Draw out every line with the word "index" from the listing below.

——

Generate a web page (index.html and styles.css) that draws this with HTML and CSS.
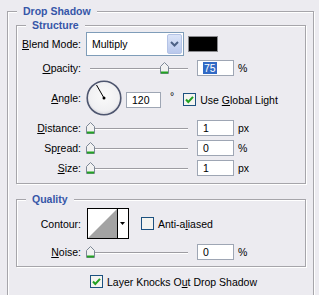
FILE: index.html
```html
<!DOCTYPE html>
<html lang="en">

<head>
    <meta charset="UTF-8">
    <title>Drop Shadow</title>
    <link rel="stylesheet" href="styles.css">
</head>

<body>
    <div class="dialog">
        <fieldset class="group outer">
            <legend>Drop Shadow</legend>

            <fieldset class="group inner">
                <legend>Structure</legend>

                <div class="row blend-row">
                    <span class="lbl"><u>B</u>lend Mode:</span>
                    <div class="select">
                        <span class="select-text">Multiply</span>
                        <span class="select-btn">
                            <svg width="15" height="20" viewBox="0 0 15 20">
                                <path d="M4 8 L7.5 11.5 L11 8" fill="none" stroke="#4d6185" stroke-width="2"/>
                            </svg>
                        </span>
                    </div>
                    <div class="swatch"></div>
                </div>

                <div class="row">
                    <span class="lbl"><u>O</u>pacity:</span>
                    <div class="slider">
                        <div class="track"></div>
                        <svg class="thumb" style="left: 74px" width="9" height="12" viewBox="0 0 9 12">
                            <path d="M0.5 4.5 L4.5 0.5 L8.5 4.5 L8.5 11.5 L0.5 11.5 Z" fill="#f1f1f1" stroke="#7c8796"/>
                            <rect x="1" y="9.5" width="7" height="2" fill="#22a322"/>
                        </svg>
                    </div>
                    <div class="field"><span class="selected">75</span></div>
                    <span class="unit">%</span>
                </div>

                <div class="row angle-row">
                    <span class="lbl"><u>A</u>ngle:</span>
                    <svg class="dial" width="36" height="36" viewBox="0 0 36 36">
                        <defs>
                            <radialGradient id="dialFill" cx="50%" cy="45%" r="55%">
                                <stop offset="0%" stop-color="#fafafa"/>
                                <stop offset="80%" stop-color="#f0f0f2"/>
                                <stop offset="100%" stop-color="#d6d6dc"/>
                            </radialGradient>
                        </defs>
                        <circle cx="18" cy="18" r="16.8" fill="url(#dialFill)" stroke="#4e566f" stroke-width="1.6"/>
                        <line x1="18" y1="18" x2="10.5" y2="5" stroke="#000" stroke-width="1"/>
                        <circle cx="18" cy="18" r="1.5" fill="#000"/>
                    </svg>
                    <div class="field angle-field">120</div>
                    <span class="degree">°</span>
                    <span class="check global">
                        <svg class="box" width="13" height="13" viewBox="0 0 13 13">
                            <rect x="0.5" y="0.5" width="12" height="12" fill="#f4f4f0" stroke="#1c5180"/>
                            <path d="M3 6.5 L5.3 9 L10 3.8" fill="none" stroke="#21a121" stroke-width="2"/>
                        </svg>
                        <span>Use <u>G</u>lobal Light</span>
                    </span>
                </div>

                <div class="row">
                    <span class="lbl"><u>D</u>istance:</span>
                    <div class="slider">
                        <div class="track"></div>
                        <svg class="thumb" style="left: 0px" width="9" height="12" viewBox="0 0 9 12">
                            <path d="M0.5 4.5 L4.5 0.5 L8.5 4.5 L8.5 11.5 L0.5 11.5 Z" fill="#f1f1f1" stroke="#7c8796"/>
                            <rect x="1" y="9.5" width="7" height="2" fill="#22a322"/>
                        </svg>
                    </div>
                    <div class="field">1</div>
                    <span class="unit">px</span>
                </div>

                <div class="row">
                    <span class="lbl">Sp<u>r</u>ead:</span>
                    <div class="slider">
                        <div class="track"></div>
                        <svg class="thumb" style="left: 0px" width="9" height="12" viewBox="0 0 9 12">
                            <path d="M0.5 4.5 L4.5 0.5 L8.5 4.5 L8.5 11.5 L0.5 11.5 Z" fill="#f1f1f1" stroke="#7c8796"/>
                            <rect x="1" y="9.5" width="7" height="2" fill="#22a322"/>
                        </svg>
                    </div>
                    <div class="field">0</div>
                    <span class="unit">%</span>
                </div>

                <div class="row">
                    <span class="lbl"><u>S</u>ize:</span>
                    <div class="slider">
                        <div class="track"></div>
                        <svg class="thumb" style="left: 0px" width="9" height="12" viewBox="0 0 9 12">
                            <path d="M0.5 4.5 L4.5 0.5 L8.5 4.5 L8.5 11.5 L0.5 11.5 Z" fill="#f1f1f1" stroke="#7c8796"/>
                            <rect x="1" y="9.5" width="7" height="2" fill="#22a322"/>
                        </svg>
                    </div>
                    <div class="field">1</div>
                    <span class="unit">px</span>
                </div>
            </fieldset>

            <fieldset class="group inner quality">
                <legend>Quality</legend>

                <div class="row contour-row">
                    <span class="lbl">Contour:</span>
                    <svg class="contour" width="42" height="31" viewBox="0 0 42 31">
                        <rect x="0.5" y="0.5" width="41" height="30" fill="#fff" stroke="#000"/>
                        <polygon points="1,30 30,1 30,30" fill="#a3a3a3"/>
                        <line x1="30.5" y1="1" x2="30.5" y2="30" stroke="#000"/>
                        <polygon points="33,14 38,14 35.5,17" fill="#000"/>
                    </svg>
                    <span class="check anti">
                        <svg class="box" width="13" height="13" viewBox="0 0 13 13">
                            <rect x="0.5" y="0.5" width="12" height="12" fill="#f4f4f0" stroke="#1c5180"/>
                        </svg>
                        <span>Anti-a<u>l</u>iased</span>
                    </span>
                </div>

                <div class="row noise-row">
                    <span class="lbl"><u>N</u>oise:</span>
                    <div class="slider">
                        <div class="track"></div>
                        <svg class="thumb" style="left: 0px" width="9" height="12" viewBox="0 0 9 12">
                            <path d="M0.5 4.5 L4.5 0.5 L8.5 4.5 L8.5 11.5 L0.5 11.5 Z" fill="#f1f1f1" stroke="#7c8796"/>
                            <rect x="1" y="9.5" width="7" height="2" fill="#22a322"/>
                        </svg>
                    </div>
                    <div class="field">0</div>
                    <span class="unit">%</span>
                </div>
            </fieldset>

            <div class="knockout">
                <span class="check">
                    <svg class="box" width="13" height="13" viewBox="0 0 13 13">
                        <rect x="0.5" y="0.5" width="12" height="12" fill="#f4f4f0" stroke="#1c5180"/>
                        <path d="M3 6.5 L5.3 9 L10 3.8" fill="none" stroke="#21a121" stroke-width="2"/>
                    </svg>
                    <span>Layer Knocks O<u>u</u>t Drop Shadow</span>
                </span>
            </div>
        </fieldset>
    </div>
</body>

</html>
```

FILE: styles.css
```css
body {
    margin: 0;
    background: #ecebf0;
    font-family: 'Liberation Sans', Arial, sans-serif;
    font-size: 10.5px;
    color: #000;
    overflow: hidden;
}

.dialog {
    height: 295px;
    box-sizing: border-box;
    overflow: hidden;
    padding: 4px 5px 0 7px;
}

.group {
    margin: 0;
    padding: 0 0 7px 0;
    min-width: 0;
    border: 1px solid #a6a5aa;
    box-shadow: inset 1px 1px 0 #fff, 1px 1px 0 #fff;
}

.group legend {
    color: #3656a8;
    font-weight: bold;
    line-height: 14px;
    padding: 0 6px;
    background: #ecebf0;
}

.outer {
    padding: 0 7px 40px 8px;
}

.outer > legend {
    margin-left: 1px;
}

.inner > legend {
    margin-left: 9px;
}

.quality {
    margin-top: 8px;
    padding-bottom: 6px;
}

.row {
    display: flex;
    align-items: center;
    height: 16px;
    margin-top: 4px;
    white-space: nowrap;
}

.lbl {
    flex: none;
    width: 64px;
    margin-right: 5px;
    text-align: right;
}

/* blend mode */
.blend-row {
    height: 24px;
    margin-top: 0;
}

.select {
    display: flex;
    align-items: center;
    width: 98px;
    height: 24px;
    box-sizing: border-box;
    border: 1px solid #7f9db9;
    background: #fff;
    padding: 0 1px 0 5px;
}

.select-text {
    flex: 1;
}

.select-btn {
    display: flex;
    width: 15px;
    height: 20px;
    box-sizing: border-box;
    border: 1px solid #b4c3e6;
    border-radius: 2px;
    background: linear-gradient(#dbe4f8, #b9c8ec);
}

.select-btn svg {
    margin: -1px;
}

.swatch {
    width: 30px;
    height: 16px;
    box-sizing: border-box;
    margin-left: 4px;
    background: #000;
    border: 1px solid #8a8a8e;
}

/* sliders */
.slider {
    position: relative;
    flex: none;
    display: flex;
    align-items: center;
    width: 106px;
    height: 16px;
    margin-right: 5px;
}

.track {
    flex: 1;
    margin: 1px 4px 0 4px;
    border-top: 1px solid #9d9ca2;
    border-bottom: 1px solid #fff;
}

.thumb {
    position: absolute;
    top: 2px;
}

.field {
    width: 37px;
    height: 16px;
    box-sizing: border-box;
    border: 1px solid #9ea6b4;
    background: #fff;
    padding-left: 5px;
    line-height: 14px;
}

.selected {
    background: #316ac5;
    color: #fff;
    padding: 0 1px;
}

.unit {
    margin-left: 4px;
}

/* angle */
.angle-row {
    height: 36px;
}

.dial {
    margin-right: 4px;
}

.angle-field {
    width: 35px;
    margin-top: 3px;
}

.degree {
    margin-left: 9px;
    align-self: flex-start;
    margin-top: 10px;
}

.check {
    display: flex;
    align-items: center;
    gap: 4px;
}

.global {
    margin-left: 9px;
    margin-top: 3px;
}

/* quality */
.contour-row {
    height: 31px;
    margin-top: 2px;
}

.contour {
    margin-left: 1px;
}

.anti {
    margin-left: 12px;
}

.noise-row {
    margin-top: 5px;
}

.knockout {
    margin-top: 8px;
    padding-left: 74px;
}
```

——

#### Result for this task
Generate a web page (index.html and styles.css) that draws this with HTML and CSS.
FILE: index.html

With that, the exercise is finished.